:: Collected material ::

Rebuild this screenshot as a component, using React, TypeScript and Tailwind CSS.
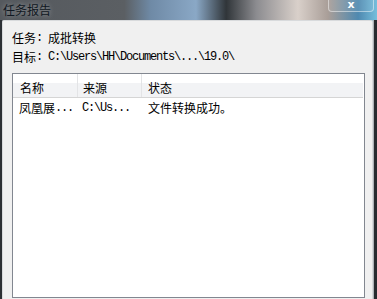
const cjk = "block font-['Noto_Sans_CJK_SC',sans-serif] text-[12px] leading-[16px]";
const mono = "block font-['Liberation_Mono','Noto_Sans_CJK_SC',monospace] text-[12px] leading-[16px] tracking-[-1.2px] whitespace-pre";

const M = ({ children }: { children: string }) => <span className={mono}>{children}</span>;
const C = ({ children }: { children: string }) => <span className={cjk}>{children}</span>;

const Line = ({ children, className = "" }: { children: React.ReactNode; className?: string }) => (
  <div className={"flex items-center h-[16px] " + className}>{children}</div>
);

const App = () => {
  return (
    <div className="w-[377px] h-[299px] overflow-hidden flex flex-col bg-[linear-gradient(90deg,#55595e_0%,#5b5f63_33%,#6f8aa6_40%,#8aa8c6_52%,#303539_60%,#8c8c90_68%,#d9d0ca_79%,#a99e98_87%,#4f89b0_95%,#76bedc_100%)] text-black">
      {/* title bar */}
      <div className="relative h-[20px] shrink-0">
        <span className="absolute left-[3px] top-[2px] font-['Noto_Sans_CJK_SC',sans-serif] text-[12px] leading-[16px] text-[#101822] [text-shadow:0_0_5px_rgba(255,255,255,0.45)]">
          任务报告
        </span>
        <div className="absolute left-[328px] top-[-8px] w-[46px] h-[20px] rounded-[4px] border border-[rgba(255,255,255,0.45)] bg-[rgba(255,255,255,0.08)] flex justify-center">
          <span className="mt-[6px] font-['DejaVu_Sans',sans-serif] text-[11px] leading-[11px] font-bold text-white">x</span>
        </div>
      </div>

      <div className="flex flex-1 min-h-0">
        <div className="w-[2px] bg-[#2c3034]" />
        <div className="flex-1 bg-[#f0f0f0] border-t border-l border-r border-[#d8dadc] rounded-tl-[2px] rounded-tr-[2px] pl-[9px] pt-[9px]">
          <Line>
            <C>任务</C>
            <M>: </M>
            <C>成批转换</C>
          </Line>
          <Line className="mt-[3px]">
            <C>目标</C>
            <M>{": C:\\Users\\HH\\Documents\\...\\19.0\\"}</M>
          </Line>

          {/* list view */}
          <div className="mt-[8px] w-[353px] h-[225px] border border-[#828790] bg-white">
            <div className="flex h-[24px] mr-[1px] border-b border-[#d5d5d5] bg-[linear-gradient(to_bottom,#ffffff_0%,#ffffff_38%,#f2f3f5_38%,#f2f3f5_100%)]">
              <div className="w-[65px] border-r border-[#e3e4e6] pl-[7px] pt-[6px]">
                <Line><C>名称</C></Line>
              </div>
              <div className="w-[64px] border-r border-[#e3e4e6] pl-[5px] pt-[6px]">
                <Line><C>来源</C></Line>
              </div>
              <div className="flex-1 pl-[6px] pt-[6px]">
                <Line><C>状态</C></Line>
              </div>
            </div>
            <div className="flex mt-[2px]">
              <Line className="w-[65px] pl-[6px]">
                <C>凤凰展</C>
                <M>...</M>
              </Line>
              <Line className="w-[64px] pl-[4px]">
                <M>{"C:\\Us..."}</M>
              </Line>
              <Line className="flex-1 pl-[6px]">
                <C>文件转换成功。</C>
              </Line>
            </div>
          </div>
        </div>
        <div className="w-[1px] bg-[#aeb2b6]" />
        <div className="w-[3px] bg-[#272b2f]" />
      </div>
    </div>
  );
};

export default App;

:: What to work on ::
Copy the data character for character, but drop all pictures from the copy.

:: Finished task ::
Rebuild this screenshot as a component, using React, TypeScript and Tailwind CSS.
const cjk = "block font-['Noto_Sans_CJK_SC',sans-serif] text-[12px] leading-[16px]";
const mono = "block font-['Liberation_Mono','Noto_Sans_CJK_SC',monospace] text-[12px] leading-[16px] tracking-[-1.2px] whitespace-pre";

const M = ({ children }: { children: string }) => <span className={mono}>{children}</span>;
const C = ({ children }: { children: string }) => <span className={cjk}>{children}</span>;

const Line = ({ children, className = "" }: { children: React.ReactNode; className?: string }) => (
  <div className={"flex items-center h-[16px] " + className}>{children}</div>
);

const App = () => {
  return (
    <div className="w-[377px] h-[299px] overflow-hidden flex flex-col bg-[linear-gradient(90deg,#55595e_0%,#5b5f63_33%,#6f8aa6_40%,#8aa8c6_52%,#303539_60%,#8c8c90_68%,#d9d0ca_79%,#a99e98_87%,#4f89b0_95%,#76bedc_100%)] text-black">
      {/* title bar */}
      <div className="relative h-[20px] shrink-0">
        <span className="absolute left-[3px] top-[2px] font-['Noto_Sans_CJK_SC',sans-serif] text-[12px] leading-[16px] text-[#101822] [text-shadow:0_0_5px_rgba(255,255,255,0.45)]">
          任务报告
        </span>
        <div className="absolute left-[328px] top-[-8px] w-[46px] h-[20px] rounded-[4px] border border-[rgba(255,255,255,0.45)] bg-[rgba(255,255,255,0.08)] flex justify-center">
          <span className="mt-[6px] font-['DejaVu_Sans',sans-serif] text-[11px] leading-[11px] font-bold text-white">x</span>
        </div>
      </div>

      <div className="flex flex-1 min-h-0">
        <div className="w-[2px] bg-[#2c3034]" />
        <div className="flex-1 bg-[#f0f0f0] border-t border-l border-r border-[#d8dadc] rounded-tl-[2px] rounded-tr-[2px] pl-[9px] pt-[9px]">
          <Line>
            <C>任务</C>
            <M>: </M>
            <C>成批转换</C>
          </Line>
          <Line className="mt-[3px]">
            <C>目标</C>
            <M>{": C:\\Users\\HH\\Documents\\...\\19.0\\"}</M>
          </Line>

          {/* list view */}
          <div className="mt-[8px] w-[353px] h-[225px] border border-[#828790] bg-white">
            <div className="flex h-[24px] mr-[1px] border-b border-[#d5d5d5] bg-[linear-gradient(to_bottom,#ffffff_0%,#ffffff_38%,#f2f3f5_38%,#f2f3f5_100%)]">
              <div className="w-[65px] border-r border-[#e3e4e6] pl-[7px] pt-[6px]">
                <Line><C>名称</C></Line>
              </div>
              <div className="w-[64px] border-r border-[#e3e4e6] pl-[5px] pt-[6px]">
                <Line><C>来源</C></Line>
              </div>
              <div className="flex-1 pl-[6px] pt-[6px]">
                <Line><C>状态</C></Line>
              </div>
            </div>
            <div className="flex mt-[2px]">
              <Line className="w-[65px] pl-[6px]">
                <C>凤凰展</C>
                <M>...</M>
              </Line>
              <Line className="w-[64px] pl-[4px]">
                <M>{"C:\\Us..."}</M>
              </Line>
              <Line className="flex-1 pl-[6px]">
                <C>文件转换成功。</C>
              </Line>
            </div>
          </div>
        </div>
        <div className="w-[1px] bg-[#aeb2b6]" />
        <div className="w-[3px] bg-[#272b2f]" />
      </div>
    </div>
  );
};

export default App;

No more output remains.